* [What you are asked to do]:
Take the lines of the data below from the very first through the line containing "import React from" and output them exactly, pictures excluded.

* [Supplied material]:
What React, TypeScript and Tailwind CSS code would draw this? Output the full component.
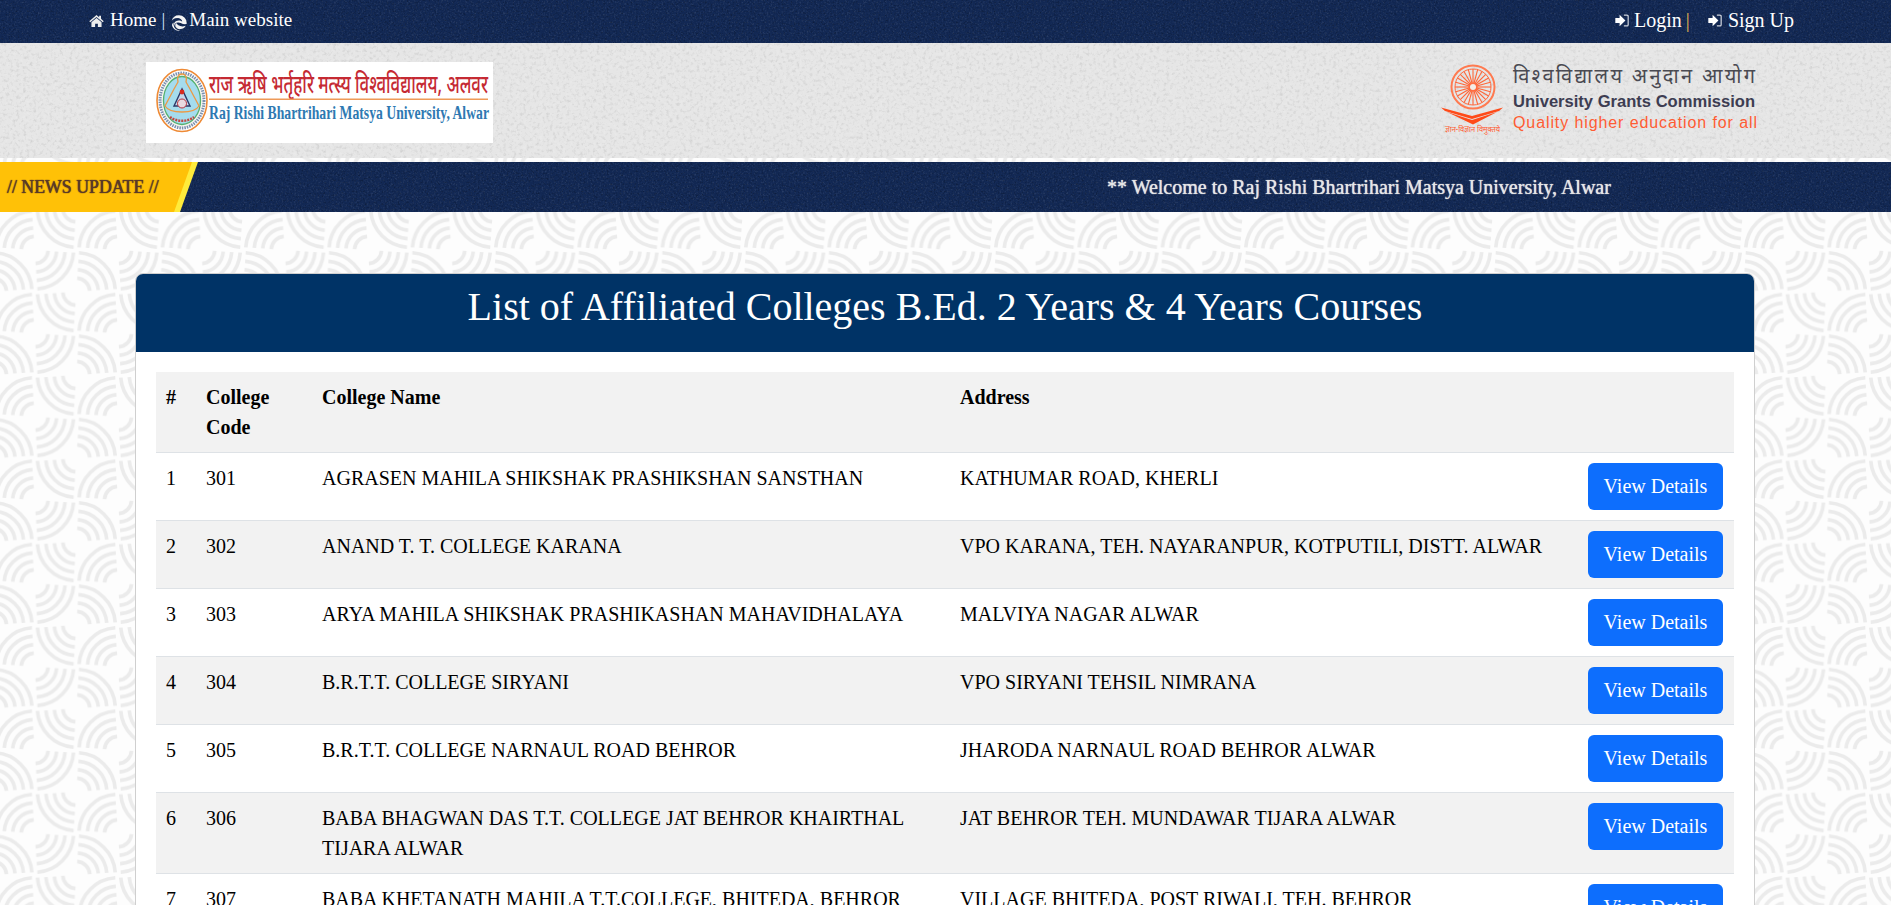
import React from "react";

const rows: [string, string, string, string][] = [
  ["1", "301", "AGRASEN MAHILA SHIKSHAK PRASHIKSHAN SANSTHAN", "KATHUMAR ROAD, KHERLI"],
  ["2", "302", "ANAND T. T. COLLEGE KARANA", "VPO KARANA, TEH. NAYARANPUR, KOTPUTILI, DISTT. ALWAR"],
  ["3", "303", "ARYA MAHILA SHIKSHAK PRASHIKASHAN MAHAVIDHALAYA", "MALVIYA NAGAR ALWAR"],
  ["4", "304", "B.R.T.T. COLLEGE SIRYANI", "VPO SIRYANI TEHSIL NIMRANA"],
  ["5", "305", "B.R.T.T. COLLEGE NARNAUL ROAD BEHROR", "JHARODA NARNAUL ROAD BEHROR ALWAR"],
  ["6", "306", "BABA BHAGWAN DAS T.T. COLLEGE JAT BEHROR KHAIRTHAL TIJARA ALWAR", "JAT BEHROR TEH. MUNDAWAR TIJARA ALWAR"],
  ["7", "307", "BABA KHETANATH MAHILA T.T.COLLEGE, BHITEDA, BEHROR", "VILLAGE BHITEDA, POST RIWALI, TEH. BEHROR"],
];

const arc = (cx: number, cy: number, r: number, a0: number, a1: number) => {
  const p = (a: number) => [cx + r * Math.cos((a * Math.PI) / 180), cy + r * Math.sin((a * Math.PI) / 180)];
  const [x0, y0] = p(a0);
  const [x1, y1] = p(a1);
  return `M${x0.toFixed(2)} ${y0.toFixed(2)}A${r} ${r} 0 0 1 ${x1.toFixed(2)} ${y1.toFixed(2)}`;
};

function Quadrant({ cx, cy, start }: { cx: number; cy: number; start: number }) {
  return (
    <g fill="none" stroke="#ebebeb" strokeWidth="3.600">
      {[39, 30.5, 22, 13.5].map((r) => (
        <path key={r} d={arc(cx, cy, r, start + 4, start + 86)} />
      ))}
    </g>
  );
}

function PageBackground() {
  const s = 41.667;
  return (
    <svg className="absolute inset-0 w-full h-full" aria-hidden="true">
      <defs>
        <pattern id="swirl" width={s * 2} height={s * 2} patternUnits="userSpaceOnUse" patternTransform="translate(-7 0)">
          <rect width={s * 2} height={s * 2} fill="#fdfdfd" />
          <Quadrant cx={0} cy={s} start={270} />
          <Quadrant cx={s} cy={0} start={0} />
          <Quadrant cx={s} cy={s * 2} start={180} />
          <Quadrant cx={s * 2} cy={s} start={90} />
        </pattern>
      </defs>
      <rect width="100%" height="100%" fill="url(#swirl)" />
    </svg>
  );
}

function Texture({ id, light, dark, freq }: { id: string; light: number; dark: number; freq: number }) {
  return (
    <svg className="absolute inset-0 w-full h-full" aria-hidden="true">
      <defs>
        <filter id={`${id}l`} x="0" y="0" width="100%" height="100%">
          <feTurbulence type="fractalNoise" baseFrequency={freq} numOctaves="3" seed="3" />
          <feColorMatrix values={`0 0 0 0 1 0 0 0 0 1 0 0 0 0 1 ${light} 0 0 0 ${-light * 0.5}`} />
        </filter>
        <filter id={`${id}d`} x="0" y="0" width="100%" height="100%">
          <feTurbulence type="fractalNoise" baseFrequency={freq} numOctaves="3" seed="8" />
          <feColorMatrix values={`0 0 0 0 0 0 0 0 0 0 0 0 0 0 0 ${dark} 0 0 0 ${-dark * 0.5}`} />
        </filter>
      </defs>
      <rect width="100%" height="100%" filter={`url(#${id}l)`} />
      <rect width="100%" height="100%" filter={`url(#${id}d)`} />
    </svg>
  );
}

function HomeIcon() {
  return (
    <svg viewBox="0 0 16 14" className="w-[15px] h-[14px] shrink-0 mt-[6px]" fill="#ececec">
      <path d="M8 0.5 0.3 7.2l1 1.1L8 2.6l6.7 5.7 1-1.1L12.8 4.700V1.300h-2v1.700z" />
      <path d="M8 3.800 2.600 8.400v5.100h3.900V9.800h3v3.700h3.900V8.400z" />
    </svg>
  );
}

function SwirlIcon() {
  return (
    <svg viewBox="0 0 16 16" className="w-[16px] h-[16px] shrink-0 mt-[7px]" fill="#f4f4f4">
      <path d="M8 .3A7.700 7.700 0 0 0 .6 5.900C2 3.700 4.600 2.700 7.200 3.100c2.300.4 3.800 1.900 4 3.500-1.500-1.200-4.200-1.600-6.300-.3C3 7.500 2.600 9.500 3.300 11.200 3 8.900 5 7.400 7.200 7.600c2.700.2 4.300 2.100 8.300 1.500.1-.4.2-.7.2-1.100A7.700 7.700 0 0 0 8 .3z" />
      <path d="M4.400 11.500c.9 1.800 3 2.800 5.200 2.600 2-.2 4-1.300 5.100-3.400-2.600 1.200-5.300.9-7.300-.4-1.400-.9-2.200-1.900-2.300-2.700-.6 1.200-1.100 2.600-.7 3.900zM1.200 11c1 3 3.800 4.700 6.800 4.700.5 0 1 0 1.400-.1-3.800-.3-6.300-2.200-6.800-5.600-.2-.9-.1-1.700.1-2.500C1.100 8.600.8 9.800 1.200 11z" />
    </svg>
  );
}

function LoginIcon() {
  return (
    <svg viewBox="0 0 15 14" className="w-[14px] h-[13px] shrink-0" fill="#ffffff">
      <path d="M0.300 4.200h4.600V0.800L11.200 7l-6.300 6.200V9.800H.3z" />
      <path d="M9.500 0.500h3.300c1.300 0 2 .8 2 2v9c0 1.200-.7 2-2 2H9.500v-1.300h3c.7 0 1-.4 1-1V2.800c0-.6-.3-1-1-1h-3z" opacity=".8" />
    </svg>
  );
}

function UniversityLogo() {
  return (
    <svg viewBox="0 0 347 81" className="w-[347px] h-[81px] shrink-0 bg-white overflow-visible">
      <ellipse cx="36" cy="38.500" rx="25" ry="31" fill="#fff" stroke="#ee8a35" strokeWidth="1.600" />
      <ellipse cx="36" cy="38.500" rx="22" ry="27.500" fill="#f4f4ee" stroke="#7a8fb0" strokeWidth="3" strokeDasharray="1.500 1" />
      <ellipse cx="36" cy="38.500" rx="18.500" ry="24" fill="#a5dcee" stroke="#55b070" strokeWidth="1.300" />
      <path d="M36 12c-4 0-5 4-4 8l-4 7-9 17c3 5 10 6 17 6s14-1 17-6l-9-17-4-7c1-4 0-8-4-8z" fill="none" stroke="#ec9a45" strokeWidth="1.300" />
      <path d="M36 27l-8 17h16z" fill="#c6d6ea" stroke="#2a3768" strokeWidth="1.400" />
      <circle cx="36" cy="30" r="2.400" fill="#d82b20" />
      <circle cx="36" cy="41.500" r="4.500" fill="#e8d8e0" stroke="#b5303d" />
      <path d="M24 55c6 5 18 5 24 0" fill="none" stroke="#c2483f" strokeWidth="2.500" strokeDasharray="2 1" />
      <text x="63" y="31" fontFamily="'Noto Sans','Liberation Sans',sans-serif" fontSize="26" fontWeight="500" fill="#c52a33" textLength="279" lengthAdjust="spacingAndGlyphs">राज ऋषि भर्तृहरि मत्स्य विश्वविद्यालय, अलवर</text>
      <rect x="63" y="36.500" width="279" height="1.500" fill="#ee9a58" />
      <text x="63" y="57" fontFamily="'Liberation Serif',serif" fontSize="19" fontWeight="700" fill="#2e79b2" textLength="280" lengthAdjust="spacingAndGlyphs">Raj Rishi Bhartrihari Matsya University, Alwar</text>
    </svg>
  );
}

function UgcLogo() {
  const spokes = Array.from({ length: 24 }, (_, i) => (i * 360) / 24);
  return (
    <svg viewBox="0 0 317 72" className="w-[317px] h-[72px] shrink-0 overflow-visible">
      <circle cx="32" cy="24" r="21.500" fill="none" stroke="#ff7a50" strokeWidth="2" />
      <circle cx="32" cy="24" r="18" fill="none" stroke="#ff6a40" strokeWidth="1" />
      <circle cx="32" cy="24" r="4" fill="#ffe7dc" stroke="#ff6a40" strokeWidth="1.200" />
      {spokes.map((a) => (
        <line key={a} x1="32" y1="24" x2={32 + 18 * Math.cos((a * Math.PI) / 180)} y2={24 + 18 * Math.sin((a * Math.PI) / 180)} stroke="#ff6638" strokeWidth="1.100" />
      ))}
      <circle cx="32" cy="24" r="3" fill="#f4ece6" />
      <path d="M0 44.500 31 53 62 44.500 58 48 31 56 4 48z" fill="#ff4a18" />
      <path d="M6 49 31 57 56 49 32 61.500z" fill="#ff4a18" />
      <text x="4" y="69" fontFamily="'Noto Sans','Liberation Sans',sans-serif" fontSize="8" fill="#ff5a30" textLength="55" lengthAdjust="spacingAndGlyphs">ज्ञान-विज्ञान विमुक्तये</text>
      <text x="72" y="20" fontFamily="'Noto Sans','Liberation Sans',sans-serif" fontSize="20" fill="#4a4a52" textLength="242" lengthAdjust="spacing">विश्वविद्यालय अनुदान आयोग</text>
      <text x="72" y="44" fontFamily="'Liberation Sans',sans-serif" fontSize="16.500" fontWeight="700" fill="#3d3d52" textLength="242" lengthAdjust="spacingAndGlyphs">University Grants Commission</text>
      <text x="72" y="65" fontFamily="'Liberation Sans',sans-serif" fontSize="16" fill="#ff5c33" textLength="244" lengthAdjust="spacing">Quality higher education for all</text>
    </svg>
  );
}

export default function App() {
  return (
    <div className="relative h-screen overflow-hidden font-['Liberation_Serif',serif] text-black">
      <PageBackground />
      <div className="relative">
        <div className="relative h-[43px] bg-[#122854] text-white">
          <Texture id="topbar" light={0.25} dark={0.7} freq={0.55} />
          <div className="relative flex justify-between pl-[89px] pr-[97px]">
            <div className="flex items-start pt-[8px] text-[19px] leading-[24px]">
              <HomeIcon />
              <span className="ml-[6px]">Home</span>
              <span className="ml-[5px] mr-[6px] text-[#cfe0ff]">|</span>
              <SwirlIcon />
              <span className="ml-[2px]">Main website</span>
            </div>
            <div className="flex items-center pt-[8px] text-[20px] leading-[24px]">
              <LoginIcon />
              <span className="ml-[5px]">Login</span>
              <span className="ml-[4px] text-[#e0b050]">|</span>
              <span className="w-[18px]" />
              <LoginIcon />
              <span className="ml-[6px]">Sign Up</span>
            </div>
          </div>
        </div>

        <div className="relative h-[115px] bg-[#e6e6e6]">
          <Texture id="paper" light={0.4} dark={0.22} freq={0.3} />
          <div className="relative flex justify-between items-start pl-[146px] pr-[133px]">
            <div className="mt-[19px]"><UniversityLogo /></div>
            <div className="mt-[20px]"><UgcLogo /></div>
          </div>
        </div>

        <div className="relative h-[50px] mt-[4px] bg-[#122854] overflow-hidden">
          <Texture id="newsbar" light={0.25} dark={0.7} freq={0.55} />
          <div className="absolute left-0 top-0 h-full w-[198px] bg-[#ffeb3b] [clip-path:polygon(0_0,100%_0,180px_100%,0_100%)]" />
          <div className="absolute left-0 top-0 h-full w-[192px] bg-[#ffc107] [clip-path:polygon(0_0,100%_0,174px_100%,0_100%)]" />
          <div className="absolute left-[7px] top-[13px] text-[17.8px] leading-[24px] text-[#5b3a26] [text-shadow:0_0_1px_#5b3a26,0_0_1px_#5b3a26]">// NEWS UPDATE //</div>
          <div className="absolute left-[1107px] top-[13px] text-[20px] leading-[24px] text-[#e6e6e6] whitespace-nowrap [text-shadow:0_0_1px_#ffffff]">** Welcome to Raj Rishi Bhartrihari Matsya University, Alwar</div>
        </div>

        <div className="mt-[61px] ml-[135px] mr-[136px] rounded-[8px] border border-[#cfcfcf] bg-white overflow-hidden">
          <div className="h-[79px] bg-[#003366] text-white text-center text-[40px] leading-[68px] -mx-px -mt-px">
            List of Affiliated Colleges B.Ed. 2 Years &amp; 4 Years Courses
          </div>
          <div className="px-[20px] py-[20px]">
            <table className="w-full table-fixed border-collapse text-[20px] leading-[30px]">
              <colgroup>
                <col className="w-[40px]" />
                <col className="w-[116px]" />
                <col className="w-[638px]" />
                <col />
                <col className="w-[157px]" />
              </colgroup>
              <thead>
                <tr className="bg-[#f2f2f2] border-b border-[#dee2e6] font-bold">
                  <th className="p-[10px] text-left align-top">#</th>
                  <th className="p-[10px] text-left align-top">College Code</th>
                  <th className="p-[10px] text-left align-top">College Name</th>
                  <th className="p-[10px] text-left align-top">Address</th>
                  <th className="p-[10px]" />
                </tr>
              </thead>
              <tbody>
                {rows.map((r, i) => (
                  <tr key={r[0]} className={`border-b border-[#dee2e6] ${i % 2 === 1 ? "bg-[#f2f2f2]" : "bg-white"}`}>
                    <td className="p-[10px] align-top">{r[0]}</td>
                    <td className="p-[10px] align-top">{r[1]}</td>
                    <td className="p-[10px] align-top">{r[2]}</td>
                    <td className="p-[10px] align-top">{r[3]}</td>
                    <td className="pl-[10px] pr-[11px] py-[10px] align-top text-right">
                      <button className="h-[47px] w-[135px] pb-[2px] rounded-[6px] bg-[#0d6efd] text-white text-[20px] leading-[30px]">View Details</button>
                    </td>
                  </tr>
                ))}
              </tbody>
            </table>
          </div>
        </div>
      </div>
    </div>
  );
}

* [Exercise answer]:
What React, TypeScript and Tailwind CSS code would draw this? Output the full component.
import React from "react";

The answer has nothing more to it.